— START OF Exercise inputs —

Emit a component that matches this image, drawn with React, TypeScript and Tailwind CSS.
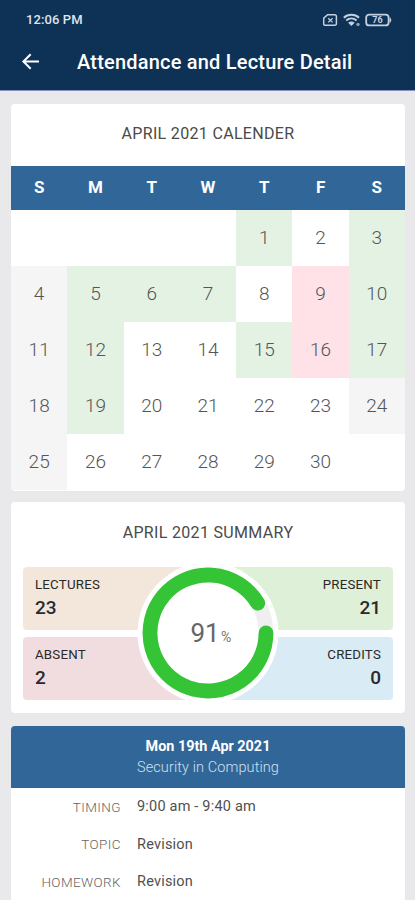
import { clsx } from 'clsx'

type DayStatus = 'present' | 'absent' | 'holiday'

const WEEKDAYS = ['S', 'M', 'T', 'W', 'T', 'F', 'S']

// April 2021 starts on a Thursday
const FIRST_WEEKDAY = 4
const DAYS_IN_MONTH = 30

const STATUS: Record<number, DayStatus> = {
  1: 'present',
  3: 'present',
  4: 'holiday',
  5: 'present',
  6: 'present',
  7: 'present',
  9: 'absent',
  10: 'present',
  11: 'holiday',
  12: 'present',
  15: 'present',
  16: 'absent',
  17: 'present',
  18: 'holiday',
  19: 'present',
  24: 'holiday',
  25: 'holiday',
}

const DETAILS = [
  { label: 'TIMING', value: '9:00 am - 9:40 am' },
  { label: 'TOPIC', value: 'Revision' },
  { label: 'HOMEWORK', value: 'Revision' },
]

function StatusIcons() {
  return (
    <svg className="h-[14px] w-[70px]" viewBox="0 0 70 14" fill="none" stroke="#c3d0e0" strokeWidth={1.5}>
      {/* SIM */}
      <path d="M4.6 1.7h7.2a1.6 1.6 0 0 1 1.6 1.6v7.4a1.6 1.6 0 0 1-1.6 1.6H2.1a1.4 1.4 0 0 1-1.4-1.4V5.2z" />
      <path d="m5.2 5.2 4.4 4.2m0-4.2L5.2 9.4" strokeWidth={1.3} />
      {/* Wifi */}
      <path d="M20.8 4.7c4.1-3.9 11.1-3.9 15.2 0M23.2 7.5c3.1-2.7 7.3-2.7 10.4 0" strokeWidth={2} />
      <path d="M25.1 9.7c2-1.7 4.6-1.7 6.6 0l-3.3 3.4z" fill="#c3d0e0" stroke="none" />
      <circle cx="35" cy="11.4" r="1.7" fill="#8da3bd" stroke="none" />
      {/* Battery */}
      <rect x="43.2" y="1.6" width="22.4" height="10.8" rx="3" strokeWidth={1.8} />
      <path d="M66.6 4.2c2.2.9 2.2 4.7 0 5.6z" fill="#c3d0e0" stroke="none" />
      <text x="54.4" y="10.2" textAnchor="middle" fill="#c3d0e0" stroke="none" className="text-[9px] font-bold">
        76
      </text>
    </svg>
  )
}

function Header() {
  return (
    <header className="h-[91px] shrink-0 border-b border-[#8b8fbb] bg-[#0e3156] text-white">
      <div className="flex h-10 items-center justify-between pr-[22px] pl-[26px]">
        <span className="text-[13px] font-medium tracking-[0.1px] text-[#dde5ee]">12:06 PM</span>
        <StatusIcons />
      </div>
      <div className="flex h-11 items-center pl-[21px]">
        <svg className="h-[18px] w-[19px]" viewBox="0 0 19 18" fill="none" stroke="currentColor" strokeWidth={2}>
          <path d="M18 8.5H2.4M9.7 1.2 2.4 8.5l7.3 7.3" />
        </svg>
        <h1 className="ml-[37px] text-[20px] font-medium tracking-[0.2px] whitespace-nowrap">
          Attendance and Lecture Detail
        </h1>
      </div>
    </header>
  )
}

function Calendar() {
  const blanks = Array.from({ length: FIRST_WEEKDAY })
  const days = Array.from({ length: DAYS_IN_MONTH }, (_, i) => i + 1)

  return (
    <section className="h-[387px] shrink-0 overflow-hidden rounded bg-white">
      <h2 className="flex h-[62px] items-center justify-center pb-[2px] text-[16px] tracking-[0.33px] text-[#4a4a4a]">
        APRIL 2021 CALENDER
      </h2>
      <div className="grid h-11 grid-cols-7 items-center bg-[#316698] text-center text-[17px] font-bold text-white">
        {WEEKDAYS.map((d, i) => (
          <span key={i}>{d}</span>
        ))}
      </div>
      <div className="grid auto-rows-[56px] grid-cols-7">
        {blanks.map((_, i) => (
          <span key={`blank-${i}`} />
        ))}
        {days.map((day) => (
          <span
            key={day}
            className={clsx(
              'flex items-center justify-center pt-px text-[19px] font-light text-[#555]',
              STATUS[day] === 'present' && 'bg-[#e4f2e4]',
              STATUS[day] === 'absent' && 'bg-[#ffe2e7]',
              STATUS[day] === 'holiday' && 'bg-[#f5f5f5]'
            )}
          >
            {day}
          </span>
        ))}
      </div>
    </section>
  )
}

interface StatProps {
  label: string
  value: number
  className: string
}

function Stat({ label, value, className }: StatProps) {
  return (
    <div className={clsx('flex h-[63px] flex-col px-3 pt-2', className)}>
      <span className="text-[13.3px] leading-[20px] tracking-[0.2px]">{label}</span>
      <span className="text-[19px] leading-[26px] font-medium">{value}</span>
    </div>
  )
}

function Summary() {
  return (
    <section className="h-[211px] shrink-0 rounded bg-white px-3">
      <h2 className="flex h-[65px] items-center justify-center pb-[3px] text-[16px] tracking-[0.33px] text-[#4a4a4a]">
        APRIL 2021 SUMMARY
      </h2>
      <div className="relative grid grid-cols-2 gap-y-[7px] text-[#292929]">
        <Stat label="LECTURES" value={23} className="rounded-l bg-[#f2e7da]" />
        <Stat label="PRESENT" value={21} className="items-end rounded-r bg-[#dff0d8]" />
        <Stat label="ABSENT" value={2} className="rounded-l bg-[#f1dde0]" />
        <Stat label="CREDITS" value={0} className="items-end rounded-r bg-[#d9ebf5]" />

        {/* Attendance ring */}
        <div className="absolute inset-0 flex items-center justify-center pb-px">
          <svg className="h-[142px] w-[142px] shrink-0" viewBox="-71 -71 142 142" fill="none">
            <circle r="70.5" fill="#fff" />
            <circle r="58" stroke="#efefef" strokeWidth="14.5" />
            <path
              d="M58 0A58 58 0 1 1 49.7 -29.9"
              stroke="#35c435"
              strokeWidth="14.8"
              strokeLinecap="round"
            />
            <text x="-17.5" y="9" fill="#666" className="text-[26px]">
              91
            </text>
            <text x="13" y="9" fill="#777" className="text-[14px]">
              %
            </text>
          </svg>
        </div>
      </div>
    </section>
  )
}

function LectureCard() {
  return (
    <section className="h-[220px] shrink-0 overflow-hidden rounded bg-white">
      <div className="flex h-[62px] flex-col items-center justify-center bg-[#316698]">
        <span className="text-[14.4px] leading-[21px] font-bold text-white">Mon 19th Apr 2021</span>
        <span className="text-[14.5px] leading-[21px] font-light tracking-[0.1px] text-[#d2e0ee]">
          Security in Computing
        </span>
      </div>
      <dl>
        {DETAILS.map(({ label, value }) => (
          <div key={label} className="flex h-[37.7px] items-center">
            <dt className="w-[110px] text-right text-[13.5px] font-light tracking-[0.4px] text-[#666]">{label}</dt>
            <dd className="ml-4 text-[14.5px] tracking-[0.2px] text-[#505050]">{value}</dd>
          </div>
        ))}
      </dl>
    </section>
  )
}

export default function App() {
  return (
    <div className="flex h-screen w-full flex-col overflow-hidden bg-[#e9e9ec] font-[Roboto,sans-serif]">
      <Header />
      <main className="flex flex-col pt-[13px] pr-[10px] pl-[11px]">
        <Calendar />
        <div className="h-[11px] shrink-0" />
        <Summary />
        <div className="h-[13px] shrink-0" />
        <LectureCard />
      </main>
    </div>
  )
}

— END OF Exercise inputs —
— START OF Exercise inputs —

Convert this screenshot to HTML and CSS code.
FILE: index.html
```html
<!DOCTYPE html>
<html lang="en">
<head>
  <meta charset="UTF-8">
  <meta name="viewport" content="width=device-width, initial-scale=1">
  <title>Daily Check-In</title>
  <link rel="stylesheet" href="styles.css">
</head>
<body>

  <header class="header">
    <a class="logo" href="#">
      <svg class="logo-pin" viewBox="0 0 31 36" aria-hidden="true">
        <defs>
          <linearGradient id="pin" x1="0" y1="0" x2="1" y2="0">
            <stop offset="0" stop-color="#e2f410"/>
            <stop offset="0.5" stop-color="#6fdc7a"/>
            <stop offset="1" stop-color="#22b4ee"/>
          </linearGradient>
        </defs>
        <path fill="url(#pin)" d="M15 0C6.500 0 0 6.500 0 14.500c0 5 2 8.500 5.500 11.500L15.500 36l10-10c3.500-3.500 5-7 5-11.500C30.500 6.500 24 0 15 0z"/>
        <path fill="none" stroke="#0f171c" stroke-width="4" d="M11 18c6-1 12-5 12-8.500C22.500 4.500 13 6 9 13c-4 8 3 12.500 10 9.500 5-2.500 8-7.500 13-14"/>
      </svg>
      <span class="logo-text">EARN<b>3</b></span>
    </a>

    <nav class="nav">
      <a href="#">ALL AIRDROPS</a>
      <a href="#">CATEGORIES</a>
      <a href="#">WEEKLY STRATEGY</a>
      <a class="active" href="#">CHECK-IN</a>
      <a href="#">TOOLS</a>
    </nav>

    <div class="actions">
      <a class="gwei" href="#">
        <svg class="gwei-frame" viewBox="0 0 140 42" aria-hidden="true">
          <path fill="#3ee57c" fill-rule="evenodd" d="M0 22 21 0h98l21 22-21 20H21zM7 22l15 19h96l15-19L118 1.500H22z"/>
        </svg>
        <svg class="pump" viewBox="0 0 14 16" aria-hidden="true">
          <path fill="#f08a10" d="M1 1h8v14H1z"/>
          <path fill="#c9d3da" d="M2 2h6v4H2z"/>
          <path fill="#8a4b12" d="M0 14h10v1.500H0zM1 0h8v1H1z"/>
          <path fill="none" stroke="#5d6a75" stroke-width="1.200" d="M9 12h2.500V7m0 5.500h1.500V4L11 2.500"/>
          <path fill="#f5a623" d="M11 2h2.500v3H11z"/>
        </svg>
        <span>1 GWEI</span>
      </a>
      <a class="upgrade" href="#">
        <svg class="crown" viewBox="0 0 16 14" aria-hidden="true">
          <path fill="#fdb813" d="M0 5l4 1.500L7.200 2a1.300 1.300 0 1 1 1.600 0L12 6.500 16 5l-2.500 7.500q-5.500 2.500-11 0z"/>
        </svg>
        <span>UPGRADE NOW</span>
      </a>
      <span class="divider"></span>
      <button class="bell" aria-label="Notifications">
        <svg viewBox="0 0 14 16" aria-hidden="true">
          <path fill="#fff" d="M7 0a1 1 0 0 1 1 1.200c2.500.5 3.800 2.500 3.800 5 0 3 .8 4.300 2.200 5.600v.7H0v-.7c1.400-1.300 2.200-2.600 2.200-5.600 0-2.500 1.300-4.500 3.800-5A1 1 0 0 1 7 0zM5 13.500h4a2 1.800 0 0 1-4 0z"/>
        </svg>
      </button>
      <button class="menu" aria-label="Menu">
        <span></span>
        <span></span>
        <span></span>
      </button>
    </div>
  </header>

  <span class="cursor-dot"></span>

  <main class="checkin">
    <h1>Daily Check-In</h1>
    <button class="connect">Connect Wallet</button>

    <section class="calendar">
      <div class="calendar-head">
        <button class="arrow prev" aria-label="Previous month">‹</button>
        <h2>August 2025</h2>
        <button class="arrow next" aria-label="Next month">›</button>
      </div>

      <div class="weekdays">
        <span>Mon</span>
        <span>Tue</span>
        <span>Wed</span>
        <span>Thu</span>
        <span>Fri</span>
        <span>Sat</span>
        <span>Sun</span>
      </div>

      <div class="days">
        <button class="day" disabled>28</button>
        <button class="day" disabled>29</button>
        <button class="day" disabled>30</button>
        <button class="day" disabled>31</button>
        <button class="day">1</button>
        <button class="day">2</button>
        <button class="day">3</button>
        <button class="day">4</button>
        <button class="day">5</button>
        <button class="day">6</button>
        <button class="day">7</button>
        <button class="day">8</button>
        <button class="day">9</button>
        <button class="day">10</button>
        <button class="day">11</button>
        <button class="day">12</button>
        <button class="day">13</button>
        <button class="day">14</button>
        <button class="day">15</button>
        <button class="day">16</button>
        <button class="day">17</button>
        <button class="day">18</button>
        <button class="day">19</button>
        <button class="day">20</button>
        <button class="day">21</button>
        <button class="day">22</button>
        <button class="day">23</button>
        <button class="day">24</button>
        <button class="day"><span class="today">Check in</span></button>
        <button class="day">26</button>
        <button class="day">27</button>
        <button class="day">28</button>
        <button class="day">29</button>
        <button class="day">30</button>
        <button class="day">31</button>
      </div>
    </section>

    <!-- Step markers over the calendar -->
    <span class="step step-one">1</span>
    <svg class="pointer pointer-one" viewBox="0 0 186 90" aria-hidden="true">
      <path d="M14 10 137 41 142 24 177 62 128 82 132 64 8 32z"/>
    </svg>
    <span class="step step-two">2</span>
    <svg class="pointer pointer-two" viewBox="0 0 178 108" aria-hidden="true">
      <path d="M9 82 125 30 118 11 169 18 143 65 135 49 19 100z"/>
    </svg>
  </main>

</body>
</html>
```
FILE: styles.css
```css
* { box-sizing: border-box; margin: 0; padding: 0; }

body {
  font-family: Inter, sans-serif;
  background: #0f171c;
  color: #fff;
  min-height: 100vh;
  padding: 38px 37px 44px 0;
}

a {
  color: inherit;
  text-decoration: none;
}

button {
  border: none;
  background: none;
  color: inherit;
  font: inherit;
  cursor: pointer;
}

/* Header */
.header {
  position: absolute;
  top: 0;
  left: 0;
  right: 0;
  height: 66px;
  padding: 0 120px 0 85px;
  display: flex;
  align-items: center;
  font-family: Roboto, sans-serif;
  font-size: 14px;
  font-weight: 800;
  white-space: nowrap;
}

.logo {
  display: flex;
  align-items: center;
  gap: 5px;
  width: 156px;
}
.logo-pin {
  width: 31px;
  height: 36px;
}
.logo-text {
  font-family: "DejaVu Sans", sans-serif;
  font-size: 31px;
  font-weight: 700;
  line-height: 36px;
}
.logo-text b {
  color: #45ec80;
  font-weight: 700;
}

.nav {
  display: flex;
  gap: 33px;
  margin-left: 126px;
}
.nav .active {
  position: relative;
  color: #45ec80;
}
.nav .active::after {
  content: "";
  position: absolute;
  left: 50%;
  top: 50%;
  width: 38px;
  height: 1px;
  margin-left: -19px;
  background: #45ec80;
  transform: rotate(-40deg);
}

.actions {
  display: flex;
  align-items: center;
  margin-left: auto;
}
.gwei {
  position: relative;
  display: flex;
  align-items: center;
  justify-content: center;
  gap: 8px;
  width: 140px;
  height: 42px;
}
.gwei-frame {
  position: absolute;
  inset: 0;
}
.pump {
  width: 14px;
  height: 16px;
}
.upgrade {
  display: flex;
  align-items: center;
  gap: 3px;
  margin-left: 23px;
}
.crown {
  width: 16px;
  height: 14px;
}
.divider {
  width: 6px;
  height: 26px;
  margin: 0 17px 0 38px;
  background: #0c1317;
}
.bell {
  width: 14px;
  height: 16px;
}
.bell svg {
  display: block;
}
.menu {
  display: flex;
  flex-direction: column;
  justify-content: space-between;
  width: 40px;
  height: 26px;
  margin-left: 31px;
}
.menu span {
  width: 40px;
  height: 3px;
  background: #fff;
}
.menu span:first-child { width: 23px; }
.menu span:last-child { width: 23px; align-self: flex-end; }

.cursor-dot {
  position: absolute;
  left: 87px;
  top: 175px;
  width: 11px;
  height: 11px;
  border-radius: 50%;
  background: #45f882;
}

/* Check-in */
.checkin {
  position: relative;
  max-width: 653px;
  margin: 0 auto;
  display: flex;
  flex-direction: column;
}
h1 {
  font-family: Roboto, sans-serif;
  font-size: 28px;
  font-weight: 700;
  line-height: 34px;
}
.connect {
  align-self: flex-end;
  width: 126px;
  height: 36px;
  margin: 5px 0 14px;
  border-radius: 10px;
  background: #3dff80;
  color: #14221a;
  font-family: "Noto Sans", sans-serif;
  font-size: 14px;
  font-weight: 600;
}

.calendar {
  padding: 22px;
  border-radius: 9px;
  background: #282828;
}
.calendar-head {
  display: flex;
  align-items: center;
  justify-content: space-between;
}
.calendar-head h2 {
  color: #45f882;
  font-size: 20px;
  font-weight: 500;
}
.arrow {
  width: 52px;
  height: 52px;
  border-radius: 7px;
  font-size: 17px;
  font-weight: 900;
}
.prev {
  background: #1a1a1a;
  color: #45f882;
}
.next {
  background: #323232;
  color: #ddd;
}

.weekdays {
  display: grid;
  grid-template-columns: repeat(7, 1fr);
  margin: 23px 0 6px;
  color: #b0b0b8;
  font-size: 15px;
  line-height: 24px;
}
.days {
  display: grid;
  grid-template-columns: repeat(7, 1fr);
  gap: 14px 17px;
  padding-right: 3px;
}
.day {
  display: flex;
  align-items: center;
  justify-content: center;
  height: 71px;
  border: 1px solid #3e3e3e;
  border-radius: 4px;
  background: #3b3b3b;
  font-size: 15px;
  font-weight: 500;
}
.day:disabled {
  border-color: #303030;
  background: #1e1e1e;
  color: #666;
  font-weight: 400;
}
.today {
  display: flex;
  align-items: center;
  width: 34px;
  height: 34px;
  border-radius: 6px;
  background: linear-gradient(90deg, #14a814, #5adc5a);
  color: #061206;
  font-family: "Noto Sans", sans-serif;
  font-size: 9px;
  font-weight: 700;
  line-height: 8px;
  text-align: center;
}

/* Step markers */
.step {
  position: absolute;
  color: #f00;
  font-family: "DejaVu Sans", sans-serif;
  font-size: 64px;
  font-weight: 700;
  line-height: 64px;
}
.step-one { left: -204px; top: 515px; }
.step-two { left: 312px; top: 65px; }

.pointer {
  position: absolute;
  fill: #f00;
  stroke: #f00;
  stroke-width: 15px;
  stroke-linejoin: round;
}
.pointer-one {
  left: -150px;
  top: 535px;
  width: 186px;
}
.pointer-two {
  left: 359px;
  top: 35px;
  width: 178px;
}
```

— END OF Exercise inputs —

◆ **Given task**: Which lines of the data above contain "this"? Copy each one.

◆ **Result of the task**:
Emit a component that matches this image, drawn with React, TypeScript and Tailwind CSS.
Convert this screenshot to HTML and CSS code.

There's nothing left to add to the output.